Where a cable-stayed bridge attaches the  deck directly to each tower, a suspension  

bridge uses cables or chains to dangle the  deck below. In a simple suspension bridge,  

the cables follow the curve of the deck.  This is your classic rope bridge. They’re  

not very stiff or strong, so simple suspension  bridges are usually only for pedestrians. A  

stressed ribbon bridge takes the concept  a step further by integrating the cables  

into the deck. The cables pull the deck  into compression, providing stiffness and  

stability so it doesn’t sway and bounce.  This design is also primarily used for  

smaller pedestrian bridges because it can’t span  long distances and the deck sags in the middle.

Then you have the suspended deck bridge, the  design we most associate with the category  

with the longest spans in the world. Massive main  cables or chains dangle the road deck below with  

vertical hangers. Suspension bridges are iconic  structures because of their enormous spans and  

slender, graceful appearance. Towers on either  side prop up the main cables like broomsticks in  

a blanket fort. Most of the bridge’s weight  is transferred into the foundation through  

these towers. The rest is transferred into the  bridge’s abutments through immense anchorages  

keeping the cables from pulling out of the ground.  Alternatively, self-anchored suspension bridges  

connect the main cables to the deck on either  side, compressing it to resist the tension forces.  
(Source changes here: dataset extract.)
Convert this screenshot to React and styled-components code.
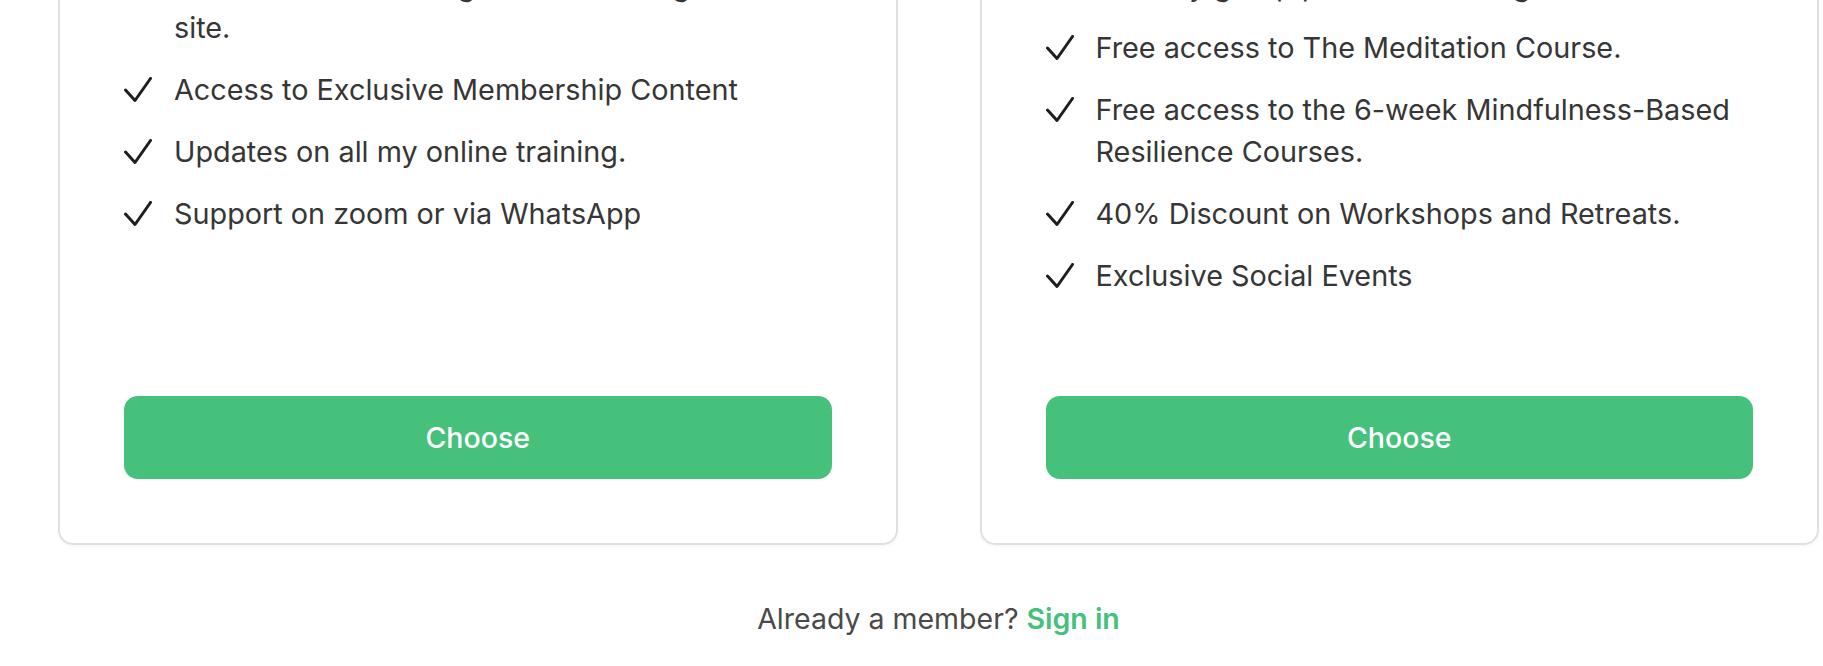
import React from 'react';
import styled, { createGlobalStyle } from 'styled-components';

const GlobalStyle = createGlobalStyle`
  html, body {
    margin: 0;
    padding: 0;
    background: #ffffff;
    overflow: hidden;
  }
  body {
    font-family: Inter, "Noto Sans", "Liberation Sans", sans-serif;
    color: #363636;
  }
`;

const Page = styled.div`
  /* the page is scrolled: the card tops sit above the window */
  margin-top: -101px;
  padding: 0 4px 20px 58px;
`;

const Plans = styled.div`
  display: grid;
  grid-template-columns: 1fr 1fr;
  column-gap: 82px;
`;

const Card = styled.div`
  display: flex;
  flex-direction: column;
  border: 2px solid #e0e0e0;
  border-radius: 15px;
  padding: 64px;
  box-shadow: 0 2px 3px rgba(0, 0, 0, 0.03);
`;

const Features = styled.ul`
  list-style: none;
  margin: 0 0 99px;
  padding: 0;
  display: flex;
  flex-direction: column;
  gap: 20px;
`;

const Feature = styled.li`
  display: flex;
  align-items: flex-start;
  gap: 22px;
  font-size: 28.8px;
  line-height: 42px;
  color: #363636;
`;

const Tick = styled.span`
  flex: none;
  display: flex;
  align-items: center;
  height: 42px;
  color: #1e1e1e;
`;

const ChooseButton = styled.button`
  margin-top: auto;
  height: 83px;
  width: 100%;
  border: none;
  border-radius: 14px;
  background: #45c17c;
  color: #ffffff;
  font-family: inherit;
  font-size: 28.5px;
  font-weight: 500;
  cursor: pointer;
`;

const Footer = styled.p`
  margin: 53px 0 0;
  text-align: center;
  font-size: 28.5px;
  line-height: 42px;
  color: #4a4a4a;
`;

const SignIn = styled.a`
  color: #45c17c;
  font-weight: 600;
  text-decoration: none;
`;

const Check = () => (
  <Tick>
    <svg width="28" height="26" viewBox="0 0 28 26" fill="none">
      <polyline
        points="1.5,13 11,23.5 26.5,1.5"
        stroke="currentColor"
        strokeWidth="3"
        strokeLinecap="round"
        strokeLinejoin="round"
      />
    </svg>
  </Tick>
);

const plans = [
  [
    'Full access to all the guided recordings on this site.',
    'Access to Exclusive Membership Content',
    'Updates on all my online training.',
    'Support on zoom or via WhatsApp',
  ],
  [
    'Monthly group practice meetings',
    'Free access to The Meditation Course.',
    'Free access to the 6-week Mindfulness-Based Resilience Courses.',
    '40% Discount on Workshops and Retreats.',
    'Exclusive Social Events',
  ],
];

const App = () => {
  return (
    <>
      <GlobalStyle />
      <Page>
        <Plans>
          {plans.map((items, i) => (
            <Card key={i}>
              <Features>
                {items.map((text) => (
                  <Feature key={text}>
                    <Check />
                    <span>{text}</span>
                  </Feature>
                ))}
              </Features>
              <ChooseButton>Choose</ChooseButton>
            </Card>
          ))}
        </Plans>
        <Footer>
          Already a member? <SignIn href="#">Sign in</SignIn>
        </Footer>
      </Page>
    </>
  );
};

export default App;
Because they are so slender and lightweight,  most suspension bridges require stiffening with  

girders or trusses along the deck to reduce  movement from wind and traffic loads. These  

bridges are expensive to build and maintain, so  they’re really only used when no other structure  

will suffice. But you can hardly look at a  suspended deck bridge without being impressed.

Bridges have to support the vehicles and people  that cross over the deck, but they often have to  

accommodate boats and ships passing underneath as  well. If it’s not feasible to build the bridge and  

its approaches high enough, another option is  just to have it get out of the way when a ship  

needs to pass. Moveable bridges come in all shapes  and sizes. A lot of people call them drawbridges  

after their medieval brethren over castle moats.  A bascule bridge is hinged so the deck can rotate upward.  

A swing bridge rotates horizontally  so a ship can pass on either side.  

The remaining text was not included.